Geithner, however, acknowledged Bair may have felt she didn’t have a choice in backing the Wells Fargo-Wachovia deal, saying Wells Fargo’s privately financed $15 billion offer was “certainly more attractive” than Citi’s taxpayer-assisted $2 billion deal.
In her 2012 book, “Bull by the Horns: Fighting to Save Main Street From Wall Street and Wall Street From Itself,” Bair says Geithner and Pandit were angry at her for refusing to object to Wells Fargo’s purchase of Wachovia. “Wells was a much stronger, better-managed bank and could buy Wachovia without help from us,” she wrote.

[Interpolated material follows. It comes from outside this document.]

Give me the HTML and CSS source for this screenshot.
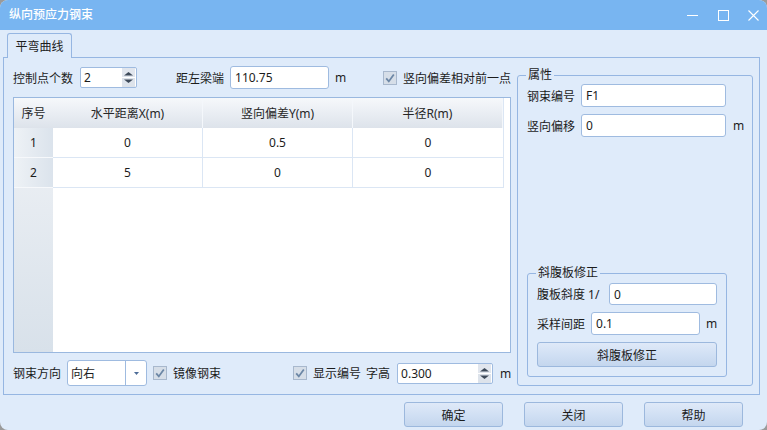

Geithner’s new book also gives his side of a dispute with Richmond Fed president Jeffrey Lacker, whose bank covers the Carolinas and regulates Charlotte’s big banks.
At a meeting of Fed leaders in August 2007, Lacker questioned whether Geithner had improperly disclosed a plan to cut the so-called discount lending rate the Fed offers banks as an option of last resort. At the meeting, Lacker said Bank of America’s CEO had told him he had appreciated what Geithner was “arranging by way of changes in the discount facility,” according to minutes released in January 2013.
Lacker issued a statement after the minutes came out in January 2013 that said it was his understanding that Geithner had discussed a reduction in the discount rate with a few large banks in connection with a program to support the asset-backed commercial paper market.
In his book, Geithner says he did not leak any plans, but had talked to bankers about how the market would receive any efforts to use the discount window to ease the financial crisis. Geithner said he would never disclose any action in advance, but that Lacker “was understandably irked” that he had heard first word about a possible plan from a bank CEO in his district.
Geithner contrasts his aggressive efforts to stabilize the financial system with Lacker’s resistance to bank bailouts and his focus on containing inflation, one of the Fed’s central mandates.
“I found the more hawkish obsessions with moral hazard and inflation during a credit crunch bizarre and frustrating,” Geithner writes. “Recession seemed a more plausible threat than inflation.”
A spokesman for Lacker says he has not read the book and has no comment.